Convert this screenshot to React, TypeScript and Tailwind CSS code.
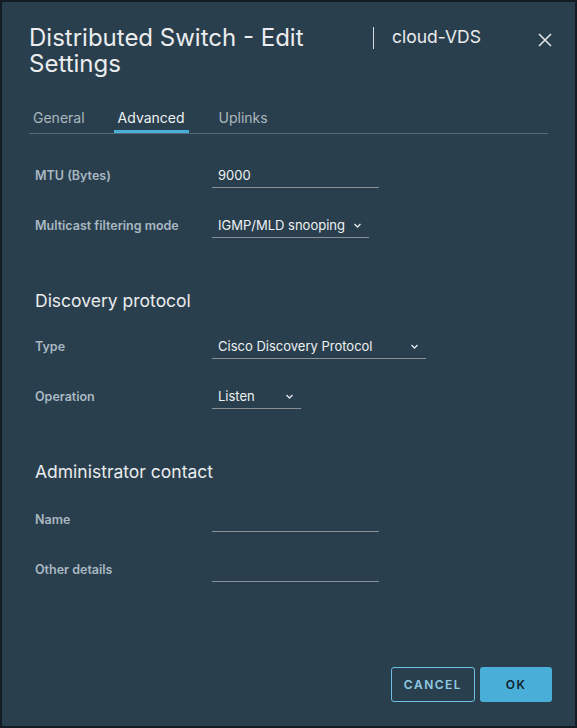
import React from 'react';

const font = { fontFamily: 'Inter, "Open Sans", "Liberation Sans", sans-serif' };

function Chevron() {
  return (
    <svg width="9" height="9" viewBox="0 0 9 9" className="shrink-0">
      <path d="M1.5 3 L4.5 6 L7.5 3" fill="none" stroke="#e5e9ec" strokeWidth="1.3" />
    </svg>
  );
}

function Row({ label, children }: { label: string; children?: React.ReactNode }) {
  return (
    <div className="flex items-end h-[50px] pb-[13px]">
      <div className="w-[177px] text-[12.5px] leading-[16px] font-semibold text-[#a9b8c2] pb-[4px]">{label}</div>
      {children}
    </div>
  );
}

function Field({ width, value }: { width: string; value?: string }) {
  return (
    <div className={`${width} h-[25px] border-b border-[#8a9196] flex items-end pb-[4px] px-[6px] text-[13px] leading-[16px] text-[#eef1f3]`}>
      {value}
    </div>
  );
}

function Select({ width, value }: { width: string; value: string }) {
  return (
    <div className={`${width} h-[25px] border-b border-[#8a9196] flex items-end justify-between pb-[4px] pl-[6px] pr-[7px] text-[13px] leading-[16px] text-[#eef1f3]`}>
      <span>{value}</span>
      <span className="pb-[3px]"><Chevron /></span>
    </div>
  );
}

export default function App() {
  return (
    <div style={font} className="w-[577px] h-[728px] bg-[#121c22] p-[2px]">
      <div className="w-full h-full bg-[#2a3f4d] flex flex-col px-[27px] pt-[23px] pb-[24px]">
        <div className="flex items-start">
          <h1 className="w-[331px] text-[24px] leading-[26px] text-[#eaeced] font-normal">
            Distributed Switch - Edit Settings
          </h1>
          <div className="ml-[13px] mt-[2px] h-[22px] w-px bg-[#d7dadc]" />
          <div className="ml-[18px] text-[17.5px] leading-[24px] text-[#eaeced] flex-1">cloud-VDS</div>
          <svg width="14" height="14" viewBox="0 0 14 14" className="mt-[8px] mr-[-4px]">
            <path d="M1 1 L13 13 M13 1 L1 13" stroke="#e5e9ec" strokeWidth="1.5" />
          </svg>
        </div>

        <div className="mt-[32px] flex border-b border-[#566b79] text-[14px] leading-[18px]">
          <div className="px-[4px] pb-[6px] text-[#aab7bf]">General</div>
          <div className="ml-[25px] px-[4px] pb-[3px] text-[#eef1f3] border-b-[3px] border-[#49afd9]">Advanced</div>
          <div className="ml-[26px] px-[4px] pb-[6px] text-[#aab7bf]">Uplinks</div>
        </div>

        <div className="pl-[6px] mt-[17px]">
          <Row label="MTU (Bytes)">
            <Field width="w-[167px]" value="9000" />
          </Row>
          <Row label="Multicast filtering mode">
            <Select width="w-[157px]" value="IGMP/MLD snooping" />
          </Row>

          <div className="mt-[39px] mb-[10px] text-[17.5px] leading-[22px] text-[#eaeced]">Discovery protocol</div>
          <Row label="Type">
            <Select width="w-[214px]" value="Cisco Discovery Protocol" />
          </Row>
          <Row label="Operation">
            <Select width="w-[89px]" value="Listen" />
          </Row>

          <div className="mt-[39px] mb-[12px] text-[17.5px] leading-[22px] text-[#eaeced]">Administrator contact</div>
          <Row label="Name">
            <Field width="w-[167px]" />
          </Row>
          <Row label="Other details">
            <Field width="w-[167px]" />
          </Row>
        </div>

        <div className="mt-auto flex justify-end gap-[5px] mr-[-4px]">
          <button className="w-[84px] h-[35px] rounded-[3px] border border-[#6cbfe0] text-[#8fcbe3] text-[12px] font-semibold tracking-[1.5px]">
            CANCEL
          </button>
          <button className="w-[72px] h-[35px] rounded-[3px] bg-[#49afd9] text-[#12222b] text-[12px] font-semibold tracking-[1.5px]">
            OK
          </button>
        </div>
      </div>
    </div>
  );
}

* [REQUIRED WORK]: Reply with the number of lines in the material above that contain "React", and nothing more.

* [ANSWER TO THE EXERCISE]: 3